TASK.
From the listing below, pick out each line with the word "React".
+++
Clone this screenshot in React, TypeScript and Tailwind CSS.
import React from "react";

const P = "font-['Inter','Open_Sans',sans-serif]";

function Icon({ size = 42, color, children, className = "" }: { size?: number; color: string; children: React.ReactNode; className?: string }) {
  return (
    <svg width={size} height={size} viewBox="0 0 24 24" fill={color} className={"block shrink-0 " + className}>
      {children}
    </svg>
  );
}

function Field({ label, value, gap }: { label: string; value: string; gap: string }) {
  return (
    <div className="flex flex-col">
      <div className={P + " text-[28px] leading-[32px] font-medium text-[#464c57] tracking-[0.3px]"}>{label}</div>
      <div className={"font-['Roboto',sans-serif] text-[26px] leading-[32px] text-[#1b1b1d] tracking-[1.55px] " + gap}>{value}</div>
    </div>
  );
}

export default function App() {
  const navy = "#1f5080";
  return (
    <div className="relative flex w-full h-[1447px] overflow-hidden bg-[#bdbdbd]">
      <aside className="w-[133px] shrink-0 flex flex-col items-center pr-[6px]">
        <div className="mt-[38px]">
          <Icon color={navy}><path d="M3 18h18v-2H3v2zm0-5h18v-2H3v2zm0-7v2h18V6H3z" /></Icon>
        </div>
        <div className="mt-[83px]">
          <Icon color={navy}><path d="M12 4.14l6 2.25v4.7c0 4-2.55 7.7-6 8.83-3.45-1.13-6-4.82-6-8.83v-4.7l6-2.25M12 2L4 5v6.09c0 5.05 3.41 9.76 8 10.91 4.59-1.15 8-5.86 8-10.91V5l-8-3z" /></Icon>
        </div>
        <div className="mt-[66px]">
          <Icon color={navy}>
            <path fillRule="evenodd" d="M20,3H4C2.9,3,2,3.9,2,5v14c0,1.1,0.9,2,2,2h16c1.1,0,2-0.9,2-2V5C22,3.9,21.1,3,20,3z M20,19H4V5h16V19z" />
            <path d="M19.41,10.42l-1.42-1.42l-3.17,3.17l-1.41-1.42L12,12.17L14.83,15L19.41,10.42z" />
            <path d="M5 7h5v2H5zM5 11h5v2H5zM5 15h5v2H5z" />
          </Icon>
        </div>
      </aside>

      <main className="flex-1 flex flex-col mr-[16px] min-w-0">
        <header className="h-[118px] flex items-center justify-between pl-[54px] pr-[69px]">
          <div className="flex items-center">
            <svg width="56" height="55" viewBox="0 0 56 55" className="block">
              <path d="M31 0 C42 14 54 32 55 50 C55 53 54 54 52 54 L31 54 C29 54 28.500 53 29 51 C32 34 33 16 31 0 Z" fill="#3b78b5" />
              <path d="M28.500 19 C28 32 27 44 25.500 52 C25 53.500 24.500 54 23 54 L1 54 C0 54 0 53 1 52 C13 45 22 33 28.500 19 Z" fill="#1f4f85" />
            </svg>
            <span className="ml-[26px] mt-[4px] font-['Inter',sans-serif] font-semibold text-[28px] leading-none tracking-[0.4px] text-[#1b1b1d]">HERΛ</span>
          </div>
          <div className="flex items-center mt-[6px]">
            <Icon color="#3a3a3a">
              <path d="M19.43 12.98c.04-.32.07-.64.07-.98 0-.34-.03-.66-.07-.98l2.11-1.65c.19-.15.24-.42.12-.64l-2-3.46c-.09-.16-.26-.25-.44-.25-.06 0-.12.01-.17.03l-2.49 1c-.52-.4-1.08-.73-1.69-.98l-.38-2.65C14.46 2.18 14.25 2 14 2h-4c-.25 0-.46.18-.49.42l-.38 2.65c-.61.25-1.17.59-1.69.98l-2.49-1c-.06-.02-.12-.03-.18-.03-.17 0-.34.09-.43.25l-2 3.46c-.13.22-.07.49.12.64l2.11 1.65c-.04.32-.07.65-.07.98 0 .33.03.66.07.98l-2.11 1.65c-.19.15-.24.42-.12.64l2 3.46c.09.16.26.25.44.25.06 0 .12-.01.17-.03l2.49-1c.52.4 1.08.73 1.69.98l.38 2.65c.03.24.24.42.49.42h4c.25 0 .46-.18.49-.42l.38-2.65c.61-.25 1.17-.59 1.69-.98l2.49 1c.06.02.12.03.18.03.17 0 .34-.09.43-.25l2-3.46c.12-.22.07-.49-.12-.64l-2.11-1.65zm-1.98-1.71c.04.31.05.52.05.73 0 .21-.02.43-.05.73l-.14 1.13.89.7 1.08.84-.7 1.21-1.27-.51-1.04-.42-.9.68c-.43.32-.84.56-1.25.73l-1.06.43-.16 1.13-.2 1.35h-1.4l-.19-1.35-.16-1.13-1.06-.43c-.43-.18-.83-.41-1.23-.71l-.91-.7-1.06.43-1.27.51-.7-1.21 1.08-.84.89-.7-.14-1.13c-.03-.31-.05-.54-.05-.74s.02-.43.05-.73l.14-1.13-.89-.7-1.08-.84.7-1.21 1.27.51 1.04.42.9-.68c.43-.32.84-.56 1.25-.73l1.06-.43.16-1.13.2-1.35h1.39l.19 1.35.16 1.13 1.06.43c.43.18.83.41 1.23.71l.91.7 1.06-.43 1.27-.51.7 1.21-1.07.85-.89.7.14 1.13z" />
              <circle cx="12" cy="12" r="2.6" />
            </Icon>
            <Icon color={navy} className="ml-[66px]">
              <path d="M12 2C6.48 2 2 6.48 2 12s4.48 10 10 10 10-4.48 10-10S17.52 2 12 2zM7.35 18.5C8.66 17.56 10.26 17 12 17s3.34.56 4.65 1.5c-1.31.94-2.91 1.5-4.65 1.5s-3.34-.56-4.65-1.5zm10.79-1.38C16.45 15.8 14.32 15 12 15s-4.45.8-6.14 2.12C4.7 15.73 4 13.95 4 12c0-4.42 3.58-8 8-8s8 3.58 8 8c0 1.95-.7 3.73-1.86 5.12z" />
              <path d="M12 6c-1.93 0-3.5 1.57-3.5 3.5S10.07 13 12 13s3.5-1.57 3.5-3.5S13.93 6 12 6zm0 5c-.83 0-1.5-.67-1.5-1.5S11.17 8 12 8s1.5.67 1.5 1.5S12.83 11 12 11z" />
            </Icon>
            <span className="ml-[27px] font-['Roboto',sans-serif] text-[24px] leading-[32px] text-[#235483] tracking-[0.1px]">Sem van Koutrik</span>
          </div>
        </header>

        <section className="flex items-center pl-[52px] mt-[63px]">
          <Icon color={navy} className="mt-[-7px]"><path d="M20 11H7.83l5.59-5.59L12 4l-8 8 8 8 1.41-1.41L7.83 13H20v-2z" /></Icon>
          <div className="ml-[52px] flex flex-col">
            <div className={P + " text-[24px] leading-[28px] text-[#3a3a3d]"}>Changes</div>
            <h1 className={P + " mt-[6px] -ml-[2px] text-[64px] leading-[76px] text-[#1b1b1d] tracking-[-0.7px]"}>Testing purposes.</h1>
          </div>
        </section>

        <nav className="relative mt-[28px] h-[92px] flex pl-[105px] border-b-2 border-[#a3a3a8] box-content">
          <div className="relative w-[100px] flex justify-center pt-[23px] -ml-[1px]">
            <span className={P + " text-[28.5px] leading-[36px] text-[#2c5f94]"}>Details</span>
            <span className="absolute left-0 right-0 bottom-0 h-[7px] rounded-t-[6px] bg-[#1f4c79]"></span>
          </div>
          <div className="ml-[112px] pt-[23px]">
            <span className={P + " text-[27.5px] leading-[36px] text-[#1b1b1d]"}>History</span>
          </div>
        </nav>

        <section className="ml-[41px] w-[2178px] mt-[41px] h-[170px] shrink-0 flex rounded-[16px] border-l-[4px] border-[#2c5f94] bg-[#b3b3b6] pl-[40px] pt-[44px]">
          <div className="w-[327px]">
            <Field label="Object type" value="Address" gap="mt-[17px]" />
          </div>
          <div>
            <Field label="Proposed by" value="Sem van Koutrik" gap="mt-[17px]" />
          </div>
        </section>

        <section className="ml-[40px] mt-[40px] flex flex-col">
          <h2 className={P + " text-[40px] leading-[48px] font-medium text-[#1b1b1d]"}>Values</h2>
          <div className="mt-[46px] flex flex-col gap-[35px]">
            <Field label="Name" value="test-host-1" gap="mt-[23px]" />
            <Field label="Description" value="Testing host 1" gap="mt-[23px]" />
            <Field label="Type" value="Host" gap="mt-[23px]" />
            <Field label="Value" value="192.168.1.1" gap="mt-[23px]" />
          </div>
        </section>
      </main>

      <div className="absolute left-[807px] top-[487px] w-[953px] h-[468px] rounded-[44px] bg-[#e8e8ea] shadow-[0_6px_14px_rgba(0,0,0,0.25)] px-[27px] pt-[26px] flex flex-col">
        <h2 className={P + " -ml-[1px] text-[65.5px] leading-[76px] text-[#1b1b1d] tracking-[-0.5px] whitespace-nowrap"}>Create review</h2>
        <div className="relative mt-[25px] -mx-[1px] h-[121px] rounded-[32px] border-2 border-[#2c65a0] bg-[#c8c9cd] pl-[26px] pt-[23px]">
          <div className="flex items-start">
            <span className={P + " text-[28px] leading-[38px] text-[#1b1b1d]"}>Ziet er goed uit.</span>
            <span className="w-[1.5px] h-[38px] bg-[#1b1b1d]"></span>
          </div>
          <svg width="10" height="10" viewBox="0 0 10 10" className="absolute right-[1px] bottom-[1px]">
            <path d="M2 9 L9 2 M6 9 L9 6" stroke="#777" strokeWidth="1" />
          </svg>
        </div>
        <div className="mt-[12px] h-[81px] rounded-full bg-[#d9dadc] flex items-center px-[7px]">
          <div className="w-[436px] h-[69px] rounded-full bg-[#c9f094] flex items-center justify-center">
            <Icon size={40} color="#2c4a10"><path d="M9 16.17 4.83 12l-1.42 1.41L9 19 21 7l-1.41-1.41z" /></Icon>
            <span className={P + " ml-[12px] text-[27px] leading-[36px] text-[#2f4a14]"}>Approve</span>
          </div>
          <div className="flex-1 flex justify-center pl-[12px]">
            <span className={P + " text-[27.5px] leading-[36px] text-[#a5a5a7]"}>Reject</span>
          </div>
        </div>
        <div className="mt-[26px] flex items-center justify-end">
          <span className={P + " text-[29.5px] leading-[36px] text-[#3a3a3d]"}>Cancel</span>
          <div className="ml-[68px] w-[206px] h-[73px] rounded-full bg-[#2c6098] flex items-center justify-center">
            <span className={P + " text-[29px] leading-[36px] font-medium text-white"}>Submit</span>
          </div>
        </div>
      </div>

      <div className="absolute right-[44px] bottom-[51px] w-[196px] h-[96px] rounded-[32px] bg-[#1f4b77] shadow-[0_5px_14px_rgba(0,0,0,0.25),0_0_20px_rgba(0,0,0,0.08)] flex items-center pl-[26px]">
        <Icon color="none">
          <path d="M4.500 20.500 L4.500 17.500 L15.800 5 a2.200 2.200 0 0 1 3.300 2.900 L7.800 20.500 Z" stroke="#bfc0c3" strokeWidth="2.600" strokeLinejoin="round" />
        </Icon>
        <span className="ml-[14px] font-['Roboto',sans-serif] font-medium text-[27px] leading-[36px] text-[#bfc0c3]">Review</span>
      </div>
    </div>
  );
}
+++
OUTPUT FOR THIS TASK.
Clone this screenshot in React, TypeScript and Tailwind CSS.
import React from "react";
function Icon({ size = 42, color, children, className = "" }: { size?: number; color: string; children: React.ReactNode; className?: string }) {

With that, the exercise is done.